- **EXERCISE INSTRUCTIONS**:
Go through the listing and copy each line with the string "Tailwind".

- **DATA LISTING**:

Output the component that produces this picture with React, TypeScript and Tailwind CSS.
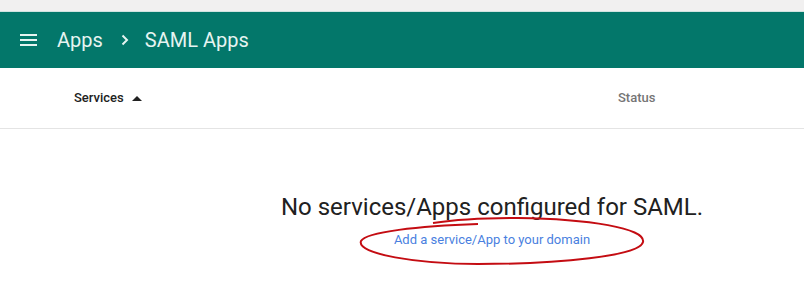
==
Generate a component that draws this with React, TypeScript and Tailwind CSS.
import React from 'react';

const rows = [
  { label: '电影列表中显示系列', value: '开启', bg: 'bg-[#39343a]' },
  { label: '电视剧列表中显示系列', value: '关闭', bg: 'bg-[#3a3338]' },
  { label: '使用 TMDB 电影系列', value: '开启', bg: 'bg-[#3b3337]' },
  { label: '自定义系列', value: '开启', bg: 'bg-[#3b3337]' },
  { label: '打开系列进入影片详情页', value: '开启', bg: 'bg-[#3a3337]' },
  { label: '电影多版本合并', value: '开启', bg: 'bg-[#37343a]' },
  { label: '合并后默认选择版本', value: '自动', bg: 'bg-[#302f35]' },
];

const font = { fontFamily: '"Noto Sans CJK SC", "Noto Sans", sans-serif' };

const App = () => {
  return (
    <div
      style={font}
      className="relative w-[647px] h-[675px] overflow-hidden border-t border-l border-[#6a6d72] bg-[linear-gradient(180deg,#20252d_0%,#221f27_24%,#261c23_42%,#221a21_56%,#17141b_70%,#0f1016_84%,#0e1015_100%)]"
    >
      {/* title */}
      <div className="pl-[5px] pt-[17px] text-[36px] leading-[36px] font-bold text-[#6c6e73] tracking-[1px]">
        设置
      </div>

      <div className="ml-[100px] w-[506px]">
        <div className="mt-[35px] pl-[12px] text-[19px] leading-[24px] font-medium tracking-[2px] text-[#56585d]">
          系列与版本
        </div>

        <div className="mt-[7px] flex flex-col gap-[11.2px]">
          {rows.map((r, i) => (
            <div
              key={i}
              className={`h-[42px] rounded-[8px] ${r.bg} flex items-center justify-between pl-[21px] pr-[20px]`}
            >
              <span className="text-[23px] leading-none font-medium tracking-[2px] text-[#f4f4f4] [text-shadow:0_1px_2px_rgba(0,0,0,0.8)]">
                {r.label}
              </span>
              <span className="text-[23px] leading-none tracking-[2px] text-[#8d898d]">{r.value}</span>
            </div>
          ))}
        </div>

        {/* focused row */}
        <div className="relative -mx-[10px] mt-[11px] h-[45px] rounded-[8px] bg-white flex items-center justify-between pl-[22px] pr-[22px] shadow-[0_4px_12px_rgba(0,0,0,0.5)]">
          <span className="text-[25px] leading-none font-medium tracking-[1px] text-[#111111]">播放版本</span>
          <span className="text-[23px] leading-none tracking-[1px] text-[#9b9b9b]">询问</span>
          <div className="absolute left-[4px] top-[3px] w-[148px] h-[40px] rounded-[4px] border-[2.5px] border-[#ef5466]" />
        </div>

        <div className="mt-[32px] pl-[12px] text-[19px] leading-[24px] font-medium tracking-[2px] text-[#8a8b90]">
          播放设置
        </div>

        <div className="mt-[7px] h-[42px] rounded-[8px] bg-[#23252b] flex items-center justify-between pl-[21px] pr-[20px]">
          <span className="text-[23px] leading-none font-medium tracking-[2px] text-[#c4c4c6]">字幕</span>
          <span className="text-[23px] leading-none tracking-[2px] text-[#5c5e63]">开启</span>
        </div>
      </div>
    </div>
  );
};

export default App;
==
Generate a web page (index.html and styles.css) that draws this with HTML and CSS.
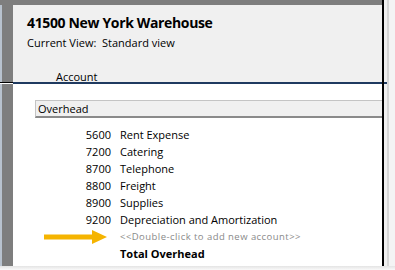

- **WRITTEN RESPONSE**:
Output the component that produces this picture with React, TypeScript and Tailwind CSS.
Generate a component that draws this with React, TypeScript and Tailwind CSS.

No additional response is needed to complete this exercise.